Republican David Storobin is currently ahead in the recount of last Tuesday’s special election in Brooklyn, and at least some Democrats see a long-term advantage if his lead holds after all of the absentee ballots are counted later this week.
The advantage, the argument goes, is that due to redistricting, the district Mr. Storobin campaigned for is dismantled, and the new district Mr. Storobin has vowed to seek reelection in does not contain his base in the Russian community. Instead, the new district contains a very heavy Orthodox Jewish population, which would open the opportunity for Democrats to run a conservative, Orthodox Jewish candidate against him.
“[W]ithout Russians in the future Super Jewish district he would not be able to beat Jewish Orthodox Democrat,” Democratic Assemblyman Alec Brook-Krasny explained on his Facebook wall. “So as a result of that in November ( 2012 general elections ) instead of gaining a seat by electing Jewish Orthodox Republican, Senate Republicans will lose a seat in the Senate.”

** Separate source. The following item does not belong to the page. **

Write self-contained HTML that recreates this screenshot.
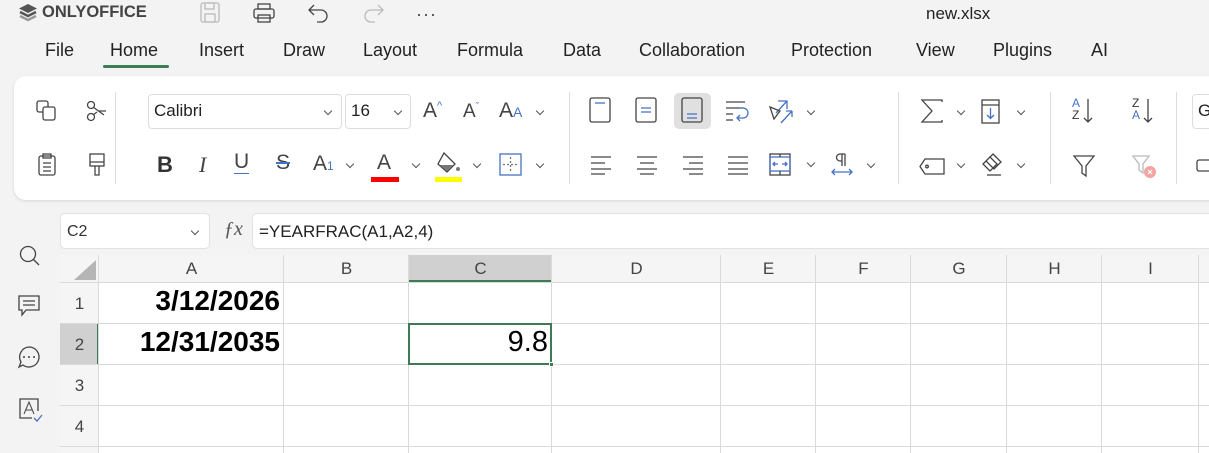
<!DOCTYPE html>
<html><head><meta charset="utf-8"><style>
*{box-sizing:border-box;margin:0;padding:0}
body{width:1209px;height:453px;overflow:hidden;background:#f3f3f3;font-family:"Liberation Sans",sans-serif;position:relative;color:#333}
.a{position:absolute}
.tab{position:absolute;top:40px;font-size:18px;color:#222}
svg{position:absolute;overflow:visible}
.ic{fill:none;stroke:#444;stroke-width:1.3}
.bl{stroke:#4472c4}
.chev{position:absolute;width:6px;height:6px;border-right:1.3px solid #555;border-bottom:1.3px solid #555;transform:rotate(45deg)}
.vs{position:absolute;width:1px;background:#ddd}
.hdr{position:absolute;font-size:17px;color:#444;text-align:center}
</style></head><body>
<svg style="left:18px;top:3px" width="20" height="20" viewBox="0 0 20 20"><path d="M10 1 L19 5.5 L10 10 L1 5.5Z" fill="#555"/><path d="M2 9 L10 13 L18 9" stroke="#555" stroke-width="2.4" fill="none"/><path d="M2 13 L10 17 L18 13" stroke="#999" stroke-width="2.4" fill="none"/></svg>
<div class="a" style="left:42px;top:3px;font-size:16.5px;font-weight:bold;color:#444">ONLYOFFICE</div>
<svg style="left:200px;top:2px" width="20" height="20"><rect x="1" y="1" width="18" height="19" rx="2" class="ic" style="stroke:#bbb"/><rect x="5" y="1" width="9" height="6" class="ic" style="stroke:#bbb"/><rect x="5" y="12" width="10" height="8" class="ic" style="stroke:#bbb"/></svg>
<svg style="left:253px;top:3px" width="22" height="20"><rect x="5" y="1" width="12" height="5" class="ic"/><rect x="1" y="6" width="20" height="9" rx="2" class="ic"/><rect x="5" y="12" width="12" height="7" class="ic"/></svg>
<svg style="left:308px;top:3px" width="22" height="20"><path d="M6 2 L1 7 L6 12 M1 7 H13 A6 6 0 0 1 13 19 H9" class="ic"/></svg>
<svg style="left:362px;top:3px" width="22" height="20"><path d="M16 2 L21 7 L16 12 M21 7 H9 A6 6 0 0 0 9 19 H13" class="ic" style="stroke:#bbb"/></svg>
<div class="a" style="left:416px;top:4px;font-size:18px;color:#444;letter-spacing:1px">···</div>
<div class="a" style="left:926px;top:4px;font-size:17px;color:#222">new.xlsx</div>
<div class="tab" style="left:45px">File</div>
<div class="tab" style="left:110px">Home</div>
<div class="a" style="left:103px;top:65px;width:66px;height:3px;border-radius:2px;background:#3d7d55"></div>
<div class="tab" style="left:199px">Insert</div>
<div class="tab" style="left:283px">Draw</div>
<div class="tab" style="left:363px">Layout</div>
<div class="tab" style="left:457px">Formula</div>
<div class="tab" style="left:563px">Data</div>
<div class="tab" style="left:639px">Collaboration</div>
<div class="tab" style="left:791px">Protection</div>
<div class="tab" style="left:916px">View</div>
<div class="tab" style="left:993px">Plugins</div>
<div class="tab" style="left:1091px">AI</div>
<div class="a" style="left:14px;top:76px;width:1210px;height:124px;background:#fff;border-radius:12px;box-shadow:0 1px 3px rgba(0,0,0,.12)"></div>
<svg style="left:36px;top:100px" width="22" height="22"><rect x="1" y="1" width="11" height="11" rx="2" class="ic"/><rect x="7" y="7" width="12" height="13" rx="2" class="ic" style="fill:#fff"/></svg>
<svg style="left:86px;top:100px" width="22" height="22"><circle cx="5" cy="5" r="3.5" class="ic"/><circle cx="5" cy="17" r="3.5" class="ic"/><path d="M7 7 L18 15 M7 15 L11 12 M13 11 H20" class="ic"/></svg>
<svg style="left:38px;top:153px" width="20" height="24"><rect x="1" y="3" width="16" height="19" rx="2" class="ic"/><rect x="5" y="1" width="8" height="4" class="ic"/><path d="M5 10H13M5 14H13M5 18H13" class="ic"/></svg>
<svg style="left:88px;top:153px" width="20" height="26"><rect x="2" y="1" width="14" height="12" class="ic"/><path d="M2 9H16 M7 13V22 H11 V13" class="ic"/></svg>
<div class="vs" style="left:115px;top:92px;height:92px"></div>
<div class="a" style="left:148px;top:94px;width:194px;height:35px;border:1px solid #ddd;border-radius:4px;font-size:17px;padding:6px 5px;color:#222">Calibri</div>
<div class="chev" style="left:325px;top:108px"></div>
<div class="a" style="left:345px;top:94px;width:66px;height:35px;border:1px solid #ddd;border-radius:4px;font-size:17px;padding:6px 5px;color:#222">16</div>
<div class="chev" style="left:395px;top:108px"></div>
<div class="a" style="left:423px;top:99px;font-size:21px;color:#444">A<sup style="font-size:11px;color:#4472c4">^</sup></div>
<div class="a" style="left:463px;top:101px;font-size:19px;color:#444">A<sup style="font-size:10px;color:#4472c4">ˇ</sup></div>
<div class="a" style="left:499px;top:99px;font-size:21px;color:#444">A<span style="font-size:14px;color:#4472c4">A</span></div>
<div class="chev" style="left:537px;top:108px"></div>
<div class="a" style="left:157px;top:152px;font-size:22px;font-weight:bold;color:#333">B</div>
<div class="a" style="left:199px;top:152px;font-size:22px;font-style:italic;color:#444;font-family:'Liberation Serif',serif">I</div>
<div class="a" style="left:234px;top:151px;font-size:21px;color:#444;border-bottom:1.5px solid #4472c4;line-height:22px">U</div>
<div class="a" style="left:276px;top:151px;font-size:21px;color:#444;text-decoration:line-through;text-decoration-color:#4472c4">S</div>
<div class="a" style="left:313px;top:152px;font-size:21px;color:#444">A<span style="font-size:12px;color:#4472c4">1</span></div>
<div class="chev" style="left:347px;top:161px"></div>
<div class="a" style="left:377px;top:151px;font-size:21px;color:#444">A</div>
<div class="a" style="left:371px;top:177px;width:28px;height:5px;background:#f00"></div>
<div class="chev" style="left:413px;top:161px"></div>
<svg style="left:436px;top:152px" width="26" height="24"><path d="M8 1 L19 12 L11 20 L2 12 Z" class="ic"/><path d="M4 13 L17 13 L11 19 Z" fill="#777"/><circle cx="22" cy="17" r="2" fill="#777"/></svg>
<div class="a" style="left:435px;top:177px;width:27px;height:5px;background:#ff0"></div>
<div class="chev" style="left:474px;top:161px"></div>
<svg style="left:499px;top:153px" width="24" height="24"><rect x="1" y="1" width="21" height="21" class="ic bl"/><path d="M11.5 4V19 M4 11.5H19" class="ic" stroke-dasharray="2 2" style="stroke:#777"/></svg>
<div class="chev" style="left:537px;top:161px"></div>
<div class="vs" style="left:569px;top:92px;height:92px"></div>
<svg style="left:589px;top:97px" width="24" height="28"><rect x="1" y="1" width="20" height="24" rx="2" class="ic"/><path d="M6 6H16" class="ic bl"/></svg>
<svg style="left:635px;top:97px" width="24" height="28"><rect x="1" y="1" width="20" height="24" rx="2" class="ic"/><path d="M6 11H16 M6 15H16" class="ic bl"/></svg>
<div class="a" style="left:674px;top:93px;width:37px;height:36px;background:#e0e0e0;border-radius:5px"></div>
<svg style="left:681px;top:97px" width="24" height="28"><rect x="1" y="1" width="20" height="24" rx="2" class="ic"/><path d="M6 17H16 M6 21H16" class="ic bl"/></svg>
<svg style="left:725px;top:100px" width="28" height="24"><path d="M1 2H20 M1 8H18 M1 14H8 M1 20H8" class="ic"/><path d="M14 8H18 A5 5 0 0 1 18 18 H12 M15 15 L12 18 L15 21" class="ic bl"/></svg>
<svg style="left:768px;top:99px" width="24" height="26"><path d="M10 2H19V10 M19 2 L8 14 M13 24 L24 12 M24 12 H18 M24 12 V18" class="ic bl"/><path d="M2 8 L12 12 L6 20Z" class="ic"/></svg>
<div class="chev" style="left:808px;top:108px"></div>
<svg style="left:590px;top:155px" width="22" height="20"><path d="M1 2H21M1 8H15M1 14H21M1 19H15" class="ic"/></svg>
<svg style="left:636px;top:155px" width="22" height="20"><path d="M1 2H21M4 8H18M1 14H21M4 19H18" class="ic"/></svg>
<svg style="left:682px;top:155px" width="22" height="20"><path d="M1 2H21M7 8H21M1 14H21M7 19H21" class="ic"/></svg>
<svg style="left:727px;top:155px" width="22" height="20"><path d="M1 2H21M1 8H21M1 14H21M1 19H21" class="ic"/></svg>
<svg style="left:769px;top:153px" width="22" height="24"><rect x="1" y="1" width="20" height="21" class="ic"/><rect x="1" y="4" width="20" height="14" class="ic bl"/><path d="M11 1V4 M11 18V22" class="ic"/><path d="M4 11H9 M6 9L4 11L6 13 M13 11H18 M16 9L18 11L16 13" class="ic bl"/></svg>
<div class="chev" style="left:808px;top:160px"></div>
<svg style="left:830px;top:152px" width="24" height="26"><path d="M12 2V14 M15 2V14 M15 2H10 A3.5 3.5 0 0 0 10 9H12" class="ic"/><path d="M2 20H22 M5 17L2 20L5 23 M19 17L22 20L19 23" class="ic bl"/></svg>
<div class="chev" style="left:868px;top:161px"></div>
<div class="vs" style="left:898px;top:92px;height:92px"></div>
<svg style="left:921px;top:99px" width="22" height="24"><path d="M21 3V1H1L11 12L1 23H21V21" class="ic"/></svg>
<div class="chev" style="left:958px;top:108px"></div>
<svg style="left:981px;top:99px" width="20" height="26"><rect x="1" y="1" width="17" height="23" class="ic"/><path d="M1 6H18" class="ic"/><path d="M9.5 9V19 M6 16L9.5 19.5L13 16" class="ic bl"/></svg>
<div class="chev" style="left:1018px;top:108px"></div>
<svg style="left:919px;top:157px" width="28" height="20"><path d="M6 2H25V17H6L1 9.5Z" class="ic"/><circle cx="8" cy="9.5" r="1.3" class="ic"/></svg>
<div class="chev" style="left:958px;top:161px"></div>
<svg style="left:980px;top:154px" width="26" height="24"><path d="M10 3 L3 10 L10 17 L17 10 Z M13 0 L21 8 L14 15 L6 7 Z" class="ic"/><path d="M7 21H21" class="ic"/></svg>
<div class="chev" style="left:1018px;top:161px"></div>
<div class="vs" style="left:1050px;top:92px;height:92px"></div>
<div class="a" style="left:1072px;top:97px;font-size:12px;line-height:12px;color:#4472c4">A<br><span style="color:#333">Z</span></div>
<svg style="left:1084px;top:99px" width="10" height="26"><path d="M4 0V23 M0 19L4 23L8 19" class="ic"/></svg>
<div class="a" style="left:1132px;top:97px;font-size:12px;line-height:12px;color:#333">Z<br><span style="color:#4472c4">A</span></div>
<svg style="left:1144px;top:99px" width="10" height="26"><path d="M4 0V23 M0 19L4 23L8 19" class="ic"/></svg>
<svg style="left:1073px;top:155px" width="22" height="22"><path d="M1 1H21L13 11V21L9 18V11Z" class="ic"/></svg>
<svg style="left:1132px;top:155px" width="28" height="26"><path d="M1 1H17L11 9V18L7 15V9Z" class="ic" style="stroke:#bbb"/><circle cx="18" cy="17" r="6" fill="#f4a3a3"/><path d="M16 15L20 19M20 15L16 19" stroke="#fff" stroke-width="1.2"/></svg>
<div class="vs" style="left:1176px;top:92px;height:92px"></div>
<div class="a" style="left:1192px;top:94px;width:30px;height:35px;border:1px solid #ddd;border-radius:4px;font-size:17px;padding:6px 5px;color:#222">G</div>
<svg style="left:1196px;top:159px" width="14" height="14"><rect x="1" y="1" width="16" height="11" rx="2" class="ic"/></svg>
<svg style="left:19px;top:245px" width="24" height="24"><circle cx="9" cy="9" r="7.5" class="ic"/><path d="M14.5 14.5L20 20" class="ic"/></svg>
<svg style="left:18px;top:295px" width="24" height="26"><path d="M1 1H21V15H8L4 20V15H1Z" class="ic"/><path d="M5 6H17M5 10H17" class="ic"/></svg>
<svg style="left:18px;top:346px" width="24" height="24"><path d="M11 1A10 10 0 1 1 5 19L1 21L3 16A10 10 0 0 1 11 1Z" class="ic"/><circle cx="6" cy="11" r="1" fill="#444"/><circle cx="11" cy="11" r="1" fill="#444"/><circle cx="16" cy="11" r="1" fill="#444"/></svg>
<svg style="left:19px;top:398px" width="24" height="26"><path d="M13 20H1V1H19V13" class="ic"/><path d="M5 16L10 4L15 16M7 12H13" class="ic" style="stroke-width:1"/><path d="M15 20L18 23L23 17" class="ic bl"/></svg>
<div class="a" style="left:60px;top:213px;width:150px;height:36px;background:#fff;border:1px solid #e2e2e2;border-radius:5px;font-size:16px;padding:9px 6px;color:#333">C2</div>
<div class="chev" style="left:192px;top:228px"></div>
<div class="a" style="left:224px;top:218px;font-size:20px;font-style:italic;color:#555;font-family:'Liberation Serif',serif">ƒx</div>
<div class="a" style="left:252px;top:213px;width:970px;height:36px;background:#fff;border:1px solid #e2e2e2;border-radius:5px 0 0 5px;font-size:17px;padding:8px 6px;color:#222">=YEARFRAC(A1,A2,4)</div>
<div class="a" style="left:60px;top:255px;width:1149px;height:198px;background:#fff"></div>
<div class="a" style="left:60px;top:255px;width:1149px;height:28px;background:#f5f5f5;border-bottom:1px solid #d4d4d4"></div>
<div class="a" style="left:60px;top:255px;width:39px;height:198px;background:#f5f5f5;border-right:1px solid #d4d4d4"></div>
<svg style="left:66px;top:260px" width="30" height="20"><path d="M30 0V20H8Z" fill="#b5b5b5"/></svg>
<div class="a" style="left:409px;top:255px;width:143px;height:27px;background:#d0d0d0;border-bottom:2px solid #3d7a55"></div>
<div class="a" style="left:60px;top:324px;width:39px;height:41px;background:#d0d0d0;border-right:2px solid #3d7a55"></div>
<div id="g"></div>
<script>
var cols=[99,284,409,552,721,816,911,1007,1102,1199],names="ABCDEFGHI",h="";
for(var i=0;i<cols.length;i++){h+='<div class="a" style="left:'+(cols[i]-1)+'px;top:255px;width:1px;height:198px;background:#dadada"></div>';
if(i<9)h+='<div class="hdr" style="left:'+cols[i]+'px;top:259px;width:'+(cols[i+1]-cols[i])+'px">'+names[i]+'</div>';}
var rows=[283,324,365,406,447];
for(var j=0;j<rows.length;j++){h+='<div class="a" style="left:60px;top:'+(rows[j]-1)+'px;width:1149px;height:1px;background:#dadada"></div>';
if(j<4)h+='<div class="hdr" style="left:60px;top:'+(rows[j]+11)+'px;width:39px">'+(j+1)+'</div>';}
document.getElementById('g').innerHTML=h;
</script>
<div class="a" style="left:99px;top:285px;width:181px;text-align:right;font-size:28px;font-weight:bold;color:#000">3/12/2026</div>
<div class="a" style="left:99px;top:326px;width:181px;text-align:right;font-size:28px;font-weight:bold;color:#000">12/31/2035</div>
<div class="a" style="left:408px;top:323px;width:144px;height:42px;border:2px solid #3d7a55"></div>
<div class="a" style="left:549px;top:362px;width:5px;height:5px;background:#3d7a55;border:1px solid #fff"></div>
<div class="a" style="left:409px;top:326px;width:139px;text-align:right;font-size:29px;color:#000">9.8</div>
</body></html>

Mr. Storobin performed strongly in Orthodox Jewish neighborhoods in last Tuesday’s election, and, during the campaign, he touted his roots in Boro Park and Midwood, which will become the core of the new district, so he likely sees his electoral prospects differently than Mr. Brook-Krasny.
Regardless, Democratic and Republican plans could still be affected by the courts. While the redistricting lines for the State Senate have already been signed into law, there’s at least one pending lawsuit that still has the potential to substantially shake things up and send the map back to the drawing board, perhaps enabling the Senate Republicans to draw a district more favorable to Mr. Storobin, should they desire.
Meanwhile, if Mr. Storobin’s current Democratic opponent, Lew Fidler, pulls out a victory from last week’s vote, his eventual options are limited. Mr. Fidler got trounced in the district’s Orthodox Jewish neighborhoods, so any plan to seek reelection to the State Senate would seem to necessarily involve challenging neighboring GOP State Senator Marty Golden instead.